Certes, « le progrès, toujours
technique, dans nos sociétés industrielles, ne s'est jamais réalisé
sans atteintes inédites à l'ordre public ». Certes, à son époque,
Victor Hugo avait dit de l'apparition de l'imprimerie qu'il
s'agissait de « la révolution mère » de « la pensée humaine »
. Dans une même logique de mise à disposition de la pensée
humaine, en un clic, l'Internet est lui aussi devenu une
révolution. À la différence que ce dernier est plus qu'un média :
il est un facteur de démocratie. Il apporte plus qu'une nouvelle
forme pour nos idées ; il les rend interactives.

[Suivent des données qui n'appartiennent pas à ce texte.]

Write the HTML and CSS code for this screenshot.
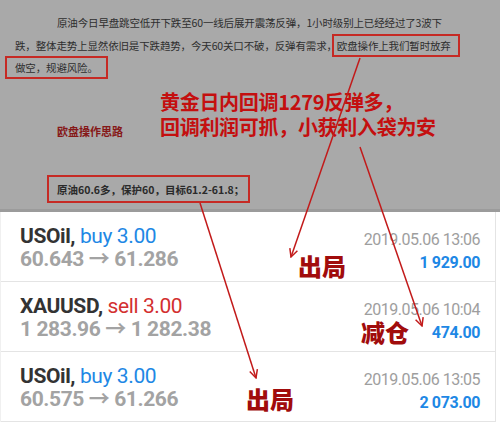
FILE: index.html
```html
<!DOCTYPE html>
<html lang="zh-CN">
<head>
    <meta charset="UTF-8">
    <meta name="viewport" content="width=device-width, initial-scale=1.0">
    <title>欧盘操作思路</title>
    <link rel="stylesheet" href="styles.css">
</head>
<body>
    <div class="page">
        <div class="article">
            <p class="analysis">原油今日早盘跳空低开下跌至60一线后展开震荡反弹，1小时级别上已经经过了3波下<br>跌，整体走势上显然依旧是下跌趋势，今天60关口不破，反弹有需求，<span class="mark mark-mid">欧盘操作上我们暂时放弃</span><br><span class="mark mark-start">做空，规避风险。</span></p>
            <div class="plan">
                <div class="plan-title">欧盘操作思路</div>
                <div class="headline">黄金日内回调1279反弹多，<br>回调利润可抓，小获利入袋为安</div>
            </div>
            <div class="plan-box">原油60.6多，保护60，目标61.2-61.8；</div>
        </div>

        <ul class="deals">
            <li class="deal">
                <div class="deal-main">
                    <div class="deal-title"><b>USOil,</b> <span class="buy">buy 3.00</span></div>
                    <div class="deal-price">60.643 → 61.286</div>
                </div>
                <div class="deal-side">
                    <div class="deal-time">2019.05.06 13:06</div>
                    <div class="deal-profit">1 929.00</div>
                </div>
            </li>
            <li class="deal">
                <div class="deal-main">
                    <div class="deal-title"><b>XAUUSD,</b> <span class="sell">sell 3.00</span></div>
                    <div class="deal-price">1 283.96 → 1 282.38</div>
                </div>
                <div class="deal-side">
                    <div class="deal-time">2019.05.06 10:04</div>
                    <div class="deal-profit">474.00</div>
                </div>
            </li>
            <li class="deal">
                <div class="deal-main">
                    <div class="deal-title"><b>USOil,</b> <span class="buy">buy 3.00</span></div>
                    <div class="deal-price">60.575 → 61.266</div>
                </div>
                <div class="deal-side">
                    <div class="deal-time">2019.05.06 13:05</div>
                    <div class="deal-profit">2 073.00</div>
                </div>
            </li>
        </ul>

        <div class="note note-exit1">出局</div>
        <div class="note note-reduce">减仓</div>
        <div class="note note-exit2">出局</div>

        <svg class="arrows" width="500" height="424" viewBox="0 0 500 424">
            <defs>
                <marker id="head" markerWidth="10" markerHeight="10" refX="9" refY="5" orient="auto" markerUnits="userSpaceOnUse">
                    <path d="M1,1 L9,5 L1,9" fill="none" stroke="#c21a1a" stroke-width="1.5"/>
                </marker>
            </defs>
            <line x1="360" y1="58" x2="291" y2="257" marker-end="url(#head)"/>
            <line x1="360" y1="147" x2="422" y2="326" marker-end="url(#head)"/>
            <line x1="200" y1="203" x2="256" y2="378" marker-end="url(#head)"/>
        </svg>
    </div>
</body>
</html>
```

FILE: styles.css
```css
body {
    margin: 0;
    padding: 0;
    background: #fff;
    font-family: Roboto, "Noto Sans CJK SC", sans-serif;
}
.page {
    position: relative;
    width: 500px;
    height: 424px;
    overflow: hidden;
}

/* 上半部：文章截图 */
.article {
    height: 209px;
    background-color: #a9a9a9;
    border-bottom: 3px solid #9b9b9b;
    font-family: "Noto Sans CJK SC", sans-serif;
    overflow: hidden;
}
.analysis {
    margin: 0;
    padding: 12px 0 0 15px;
    font-size: 10.5px;
    line-height: 22.5px;
    letter-spacing: -0.15px;
    color: #2e2e2e;
    text-indent: 42px;
    white-space: nowrap;
}
.mark {
    border: 2px solid #c62a24;
    padding: 2px 8px;
}
.mark-start {
    margin-left: -10px;
}
.mark-mid {
    padding: 2px 7px 2px 3px;
    margin: 0 -9px 0 -5px;
}
.plan {
    display: flex;
    align-items: flex-end;
    margin-top: 9px;
}
.plan-title {
    flex: 0 0 103px;
    padding-left: 57px;
    font-size: 11px;
    line-height: 16px;
    font-weight: bold;
    color: #861818;
}
.headline {
    font-size: 20px;
    line-height: 25px;
    letter-spacing: -0.3px;
    font-weight: bold;
    color: #c40f0f;
    white-space: nowrap;
}
.plan-box {
    box-sizing: border-box;
    display: flex;
    align-items: center;
    width: 203px;
    height: 28px;
    margin: 36px 0 0 47px;
    padding: 2px 0 0 8px;
    border: 2px solid #c62a24;
    font-size: 10.5px;
    font-weight: bold;
    color: #2a2a2a;
    white-space: nowrap;
}

/* 下半部：成交列表 */
.deals {
    list-style: none;
    margin: 0;
    padding: 0;
    width: 496px;
    border-left: 1px solid #f0f0f0;
    border-right: 1px solid #e4e4e4;
    box-sizing: border-box;
}
.deal {
    box-sizing: border-box;
    display: flex;
    justify-content: space-between;
    height: 70px;
    padding: 13px 15px 0 19px;
    border-bottom: 1px solid #e4e4e4;
}
.deal-main {
    font-size: 21px;
    line-height: 23px;
    letter-spacing: -0.4px;
}
.deal-title b {
    color: #333;
}
.buy {
    color: #1e88e5;
}
.sell {
    color: #d32f2f;
}
.deal-price {
    font-weight: bold;
    color: #a3a3a3;
}
.deal-side {
    margin-top: 3px;
    text-align: right;
    font-size: 16px;
    line-height: 23px;
}
.deal-time {
    color: #9e9e9e;
    letter-spacing: -0.5px;
}
.deal-profit {
    font-weight: bold;
    color: #1e88e5;
    letter-spacing: -0.4px;
}

/* 标注 */
.note {
    position: absolute;
    font-family: "Noto Sans CJK SC", sans-serif;
    font-size: 24px;
    line-height: 24px;
    font-weight: 900;
    color: #a10c0c;
}
.note-exit1 {
    left: 298px;
    top: 254px;
}
.note-reduce {
    left: 361px;
    top: 320px;
}
.note-exit2 {
    left: 246px;
    top: 387px;
}
.arrows {
    position: absolute;
    left: 0;
    top: 0;
    pointer-events: none;
}
.arrows line {
    stroke: #c21a1a;
    stroke-width: 1.5;
}
```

Il ne
révolutionne pas seulement la communication de ces idées ; il
redéfinit leur conception en réseau. Et le développement numérique
a ceci de différent qu'en modifiant le visage de notre démocratie,
il modifie aussi celui de notre République. L'e-démocratie
impose une réflexion que n'imposaient certes pas le téléphone, la
radio ou bien la télévision sous la IIIe République. À ce titre,
le constituant ne pourrait, à long terme, rester indifférent à la
révolution numérique sans apparaître, finalement, indifférent à
la démocratie.
Mais, pas plus que la Cohabitation, par
exemple, il n'impose de changer de Pacte social. La percée des «
acteurs participatifs » et des citoyens, portée par l'environnement
numérique, crée une normativité « dialoguée », désintermédiée,
« communautarisée ». Par conséquent, « la société de
l'information apparaît comme inséparable de la démocratie dont tes
valeurs forment, avec les siennes, un socle commun et qu'elle peut
contribuer à consolider, en renforçant le lien social ». Ce lien
social étant redéfini à l'échelle universelle, il en résulte
que, pour protéger le citoyen dans l'univers numérique, la
Constitution doit encadrer les enjeux nouveaux de la subsidiarité
normative. Stigmatisée par le titre XV de la Constitution, cette
quatrième et dernière mission constituante replacerait enfin
l'individu au centre du processus normatif et au centre de la
démocratie, que le citoyen inscrive son action dans l'État,
dans l'Union européenne, ou sur le réseau universel. L'organisation
des systèmes de droit subsidiaire rappelle dès à présent que «
l'individu placé au centre de la société acceptera d'autant mieux
la norme qu'elle aura été prise par le niveau décisionnel qui lui
est le plus proche » ou au niveau qui semble, techniquement, le plus
compétent. Pour autant, la démocratie électronique n'impose pas
une VIe République. Certes, le réseau électronique est un «
média polymorphe, l'instrument moderne capable de révolutionner le
rapport gouvernés-gouvernants » . Mais il exige simplement le
basculement d'une représentation pyramidale de la Constitution à
une représentation en réseau. »
Marie-Charlotte
Roques-Bonnet, Le droit
peut-il ignorer la révolution numérique.